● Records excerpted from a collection
--------------------------------------------------

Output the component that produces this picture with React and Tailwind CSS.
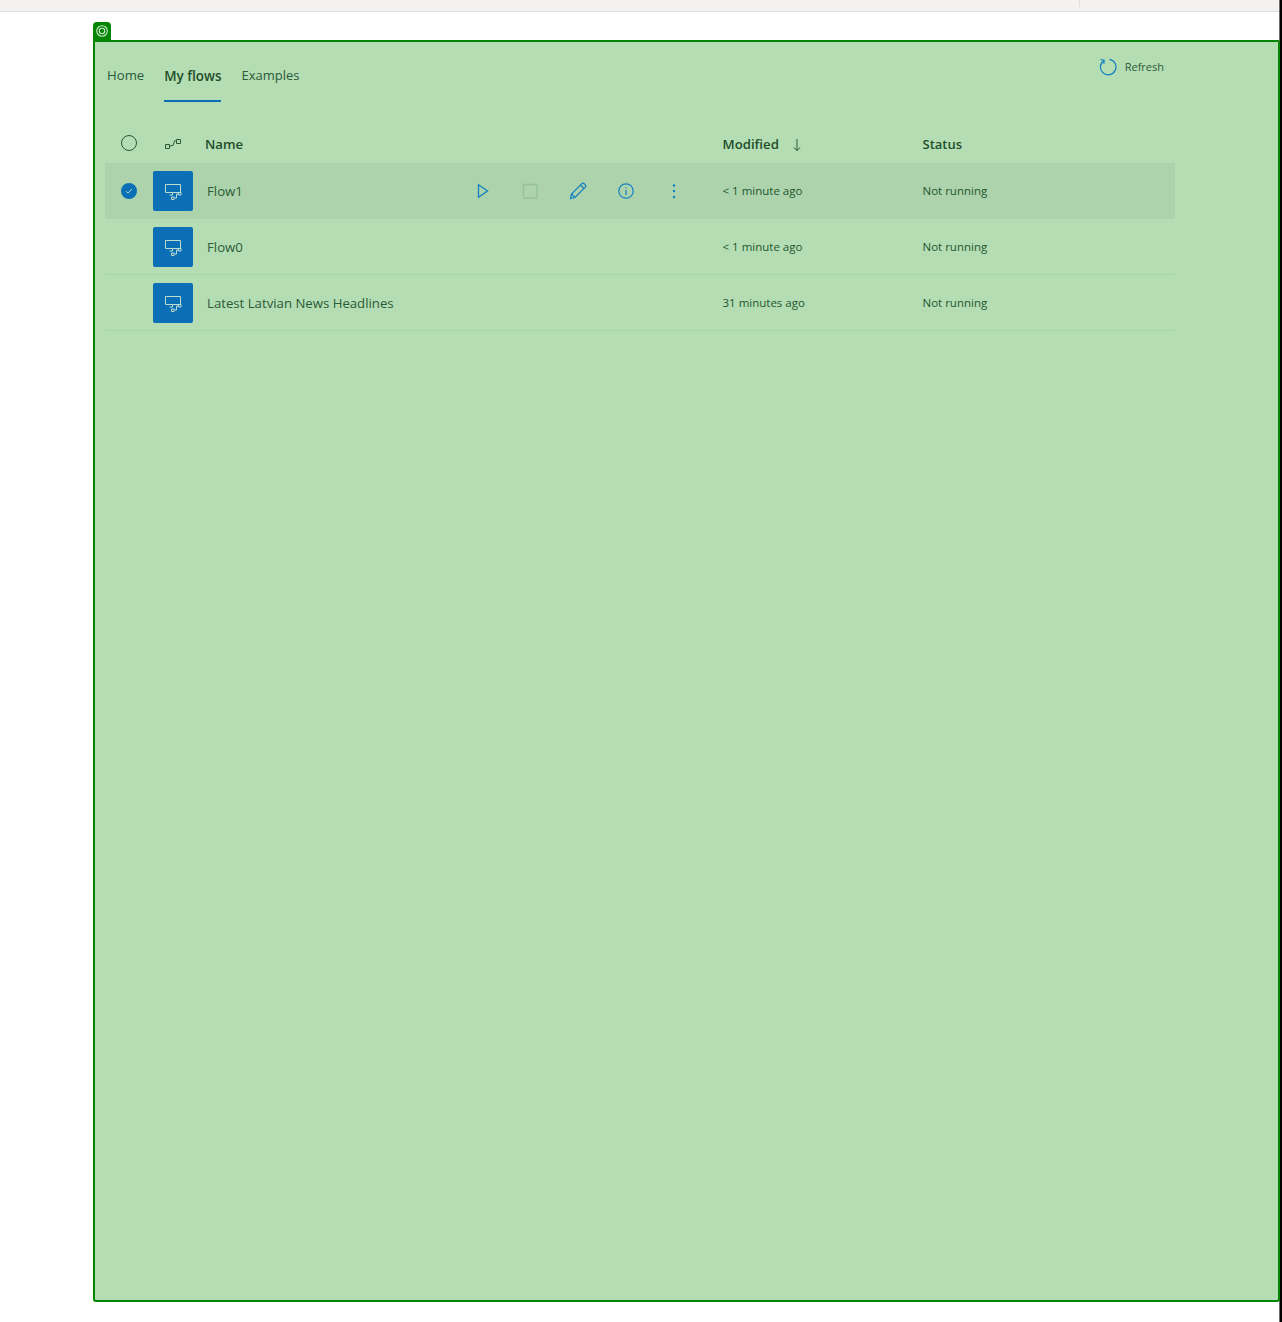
import React from "react";

const rows = [
    { name: "Flow1", modified: "< 1 minute ago", selected: true },
    { name: "Flow0", modified: "< 1 minute ago" },
    { name: "Latest Latvian News Headlines", modified: "31 minutes ago" },
];

function DesktopFlowIcon() {
    return (
        <svg width="18" height="18" viewBox="0 0 18 18" fill="none" stroke="#bcdcd2" strokeWidth="1">
            <path d="M1.500 2.500h15v8h-15z" />
            <path d="M8.500 10.500v2.500M5.500 13h3" />
            <path d="M7.500 15h2.500v2.500h-2.500zM14.500 10.500h2.500v2.500h-2.500z" />
            <path d="M10 16h2.500v-4h2" />
        </svg>
    );
}

function RowActions() {
    return (
        <div className="ml-auto mr-[24.5px] flex items-center">
            <span className="flex w-[48px] justify-center">
                <svg width="16" height="16" viewBox="0 0 16 16" fill="none" stroke="#1480c2" strokeWidth="1.300">
                    <path d="M4.500 1.800 13.500 8 4.500 14.200z" />
                </svg>
            </span>
            <span className="flex w-[48px] justify-center">
                <svg width="16" height="16" viewBox="0 0 16 16" fill="none" stroke="#94c29a" strokeWidth="1.300">
                    <path d="M1.500 1.500h13.500v13.500h-13.500z" />
                </svg>
            </span>
            <span className="flex w-[48px] justify-center">
                <svg width="18" height="18" viewBox="0 0 18 18" fill="none" stroke="#1480c2" strokeWidth="1.200">
                    <path d="M1.500 16.500l1-4.500L12.800 1.700a1.700 1.700 0 0 1 2.400 0l1.100 1.100a1.700 1.700 0 0 1 0 2.400L6 15.500z" />
                    <path d="M2.500 12l3.500 3.500M11.500 3l3.500 3.500" />
                </svg>
            </span>
            <span className="flex w-[48px] justify-center">
                <svg width="16" height="16" viewBox="0 0 16 16" fill="none" stroke="#1480c2" strokeWidth="1.200">
                    <circle cx="8" cy="8" r="7.200" />
                    <path d="M8 7v5M8 4.200v1.300" />
                </svg>
            </span>
            <span className="flex w-[48px] justify-center">
                <svg width="4" height="16" viewBox="0 0 4 16" fill="#1480c2">
                    <circle cx="2" cy="2.500" r="1.200" />
                    <circle cx="2" cy="8" r="1.200" />
                    <circle cx="2" cy="14" r="1.200" />
                </svg>
            </span>
        </div>
    );
}

function FlowRow({ row }) {
    return (
        <div
            className={`flex h-[56px] items-center border-b ${
                row.selected ? "border-transparent bg-[#acd3ab]" : "border-[#a8d2a9]"
            }`}
        >
            <div className="flex w-[48px] justify-center">
                {row.selected && (
                    <span className="flex h-[16px] w-[16px] items-center justify-center rounded-full bg-[#0a6fb5]">
                        <svg width="8" height="8" viewBox="0 0 8 8" fill="none" stroke="#bcdcd2" strokeWidth="1">
                            <path d="M1 4.200 3 6.200 7 1.800" />
                        </svg>
                    </span>
                )}
            </div>
            <div className="flex h-[40px] w-[40px] items-center justify-center rounded-[2px] bg-[#0a6fb5]">
                <DesktopFlowIcon />
            </div>
            <div className="flex w-[529.5px] items-center pl-[14px] pt-[2px]">
                <span className="text-[13.2px] text-[#2c5a37]">{row.name}</span>
                {row.selected && <RowActions />}
            </div>
            <div className="w-[200px] text-[11.5px] text-[#23552f]">{row.modified}</div>
            <div className="text-[11.5px] text-[#23552f]">Not running</div>
        </div>
    );
}

export default function App() {
    return (
        <div className="h-[1322px] w-[1282px] overflow-hidden border-r-2 border-black font-['Open_Sans','Noto_Sans',sans-serif]">
            <div className="h-full border-r border-[#6b6b6b] bg-white">
                <div className="flex h-[12px] justify-end border-b border-[#e1dfdd] bg-[#f3f2f1]">
                    <div className="mr-[199px] h-[7px] w-px bg-[#e1dfdd]" />
                </div>
                <div className="ml-[93px] mt-[10px] flex h-[18px] w-[18px] items-center justify-center rounded-t-[4px] bg-[#038403]">
                    <svg width="12" height="12" viewBox="0 0 12 12" fill="none" stroke="#cfe9cf" strokeWidth="1.100">
                        <circle cx="6" cy="6" r="5.300" />
                        <circle cx="6" cy="6" r="2.700" />
                    </svg>
                </div>
                <div className="ml-[93px] h-[1262px] w-[1187px] rounded-b-[3px] rounded-tr-[2px] border-2 border-[#038403] bg-[#b4ddb4]">
                    <div className="flex h-[62px] items-start">
                        <nav className="ml-[12px] flex gap-[20px] text-[13.2px] text-[#2c5a37]">
                            <a className="flex h-[60px] items-center border-b-2 border-transparent pt-[10px]">Home</a>
                            <a className="flex h-[60px] items-center border-b-2 border-[#0a6fb5] pt-[10px] text-[13.4px] font-semibold text-[#1f4f2a]">
                                My flows
                            </a>
                            <a className="flex h-[60px] items-center border-b-2 border-transparent pt-[10px] text-[13px]">Examples</a>
                        </nav>
                        <div className="ml-auto mr-[114px] mt-[16px] flex items-center gap-[8px]">
                            <svg width="18" height="18" viewBox="0 0 18 18" fill="none" stroke="#1480c2" strokeWidth="1.200">
                                <path d="M5 2.400A7.800 7.800 0 1 0 10.500 1.300" />
                                <path d="M1.500 1.500 5.200 2.300 4.800 6" />
                            </svg>
                            <span className="text-[11px] text-[#2c5a37]">Refresh</span>
                        </div>
                    </div>
                    <div className="ml-[10px] mt-[21px] w-[1070px]">
                        <div className="flex h-[38px] items-center text-[13.2px] font-semibold text-[#1f4f2a]">
                            <div className="flex w-[48px] justify-center">
                                <span className="h-[16px] w-[16px] -translate-y-[1px] rounded-full border border-[#2c5a37]" />
                            </div>
                            <div className="flex w-[40px] justify-center">
                                <svg width="18" height="12" viewBox="0 0 18 12" fill="none" stroke="#2c5a37" strokeWidth="1">
                                    <path d="M1.500 6.500h4v4h-4zM12.500 1.500h4v4h-4z" />
                                    <path d="M5.500 8 9 7.500 10.500 3l2-.5" />
                                </svg>
                            </div>
                            <div className="w-[529.5px] pl-[12px] pt-[2px]">Name</div>
                            <div className="flex w-[200px] items-center gap-[13px] pt-[2px]">
                                <span>Modified</span>
                                <svg width="10" height="14" viewBox="0 0 10 14" fill="none" stroke="#2c5a37" strokeWidth="1">
                                    <path d="M5 1v11.500M1.800 9.500 5 12.500 8.200 9.500" />
                                </svg>
                            </div>
                            <div className="pt-[2px] text-[13px]">Status</div>
                        </div>
                        {rows.map((row) => (
                            <FlowRow key={row.name} row={row} />
                        ))}
                    </div>
                </div>
            </div>
        </div>
    );
}
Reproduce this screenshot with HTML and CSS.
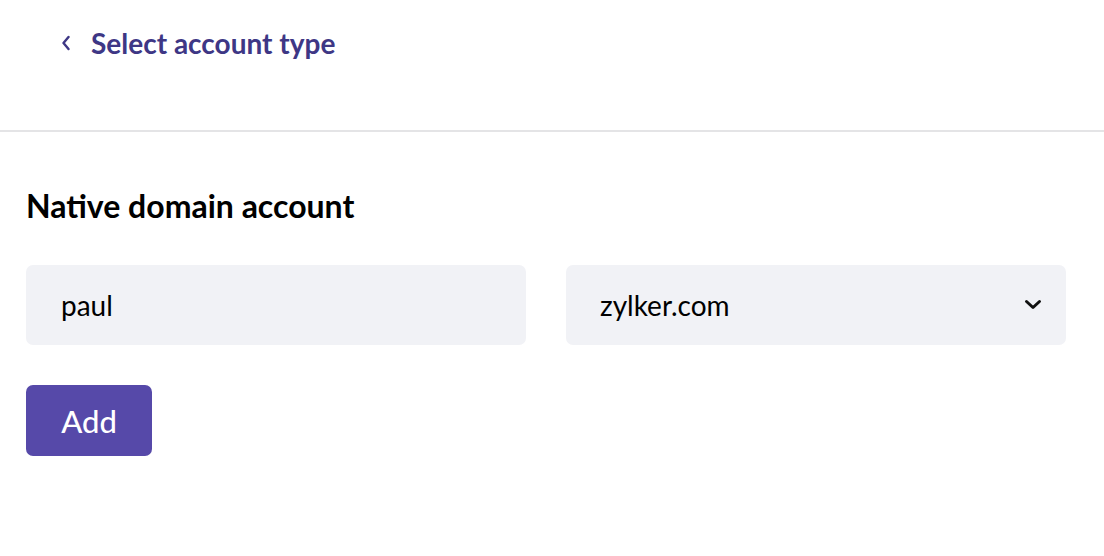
FILE: index.html
```html
<!DOCTYPE html>
<html>
<head>
<meta charset="utf-8">
<link rel="stylesheet" href="styles.css">
</head>
<body>
<header class="topbar">
  <a class="back" href="#">
    <svg class="back-icon" width="8" height="16" viewBox="0 0 8 16"><path d="M6.5 2 L1.5 8 L6.5 14" fill="none" stroke="currentColor" stroke-width="2.4" stroke-linecap="round" stroke-linejoin="round"/></svg>
    <span>Select account type</span>
  </a>
</header>
<main class="content">
  <h2 class="title">Native domain account</h2>
  <div class="fields">
    <div class="field">paul</div>
    <div class="field select">
      <span>zylker.com</span>
      <svg class="chev" width="18" height="12" viewBox="0 0 18 12"><path d="M2.5 2.5 L9 8.5 L15.5 2.5" fill="none" stroke="currentColor" stroke-width="3" stroke-linecap="round" stroke-linejoin="round"/></svg>
    </div>
  </div>
  <button class="add">Add</button>
</main>
</body>
</html>
```
FILE: styles.css
```css
html, body { margin: 0; padding: 0; background: #fff; }
body { font-family: Lato, "Open Sans", sans-serif; color: #000; }
.topbar {
  height: 132px;
  border-bottom: 2px solid #e4e4e6;
  box-sizing: border-box;
  padding: 26px 0 0 62px;
}
.back {
  display: inline-flex;
  align-items: center;
  gap: 21px;
  color: #3e3785;
  text-decoration: none;
  font-weight: 700;
  font-size: 28px;
}
.content { padding: 0 26px; }
.title {
  margin: 52px 0 0;
  font-size: 32px;
  font-weight: 700;
  line-height: 44px;
}
.fields {
  display: grid;
  grid-template-columns: 1fr 1fr;
  gap: 40px;
  margin-top: 37px;
  width: 1040px;
}
.field {
  height: 80px;
  background: #f1f2f6;
  border-radius: 7px;
  display: flex;
  align-items: center;
  padding: 0 35px;
  font-size: 28px;
  box-sizing: border-box;
}
.select { justify-content: space-between; padding: 0 24px 0 34px; }
.chev { color: #111; }
.add {
  display: block;
  margin-top: 40px;
  width: 126px;
  height: 71px;
  border: 0;
  border-radius: 7px;
  background: #5649a9;
  color: #fff;
  font-family: Lato, sans-serif;
  font-size: 31px;
  font-weight: 500;
  padding: 0;
}
```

--------------------------------------------------

Which lines above contain "this"? Show each of them.

Output the component that produces this picture with React and Tailwind CSS.
Reproduce this screenshot with HTML and CSS.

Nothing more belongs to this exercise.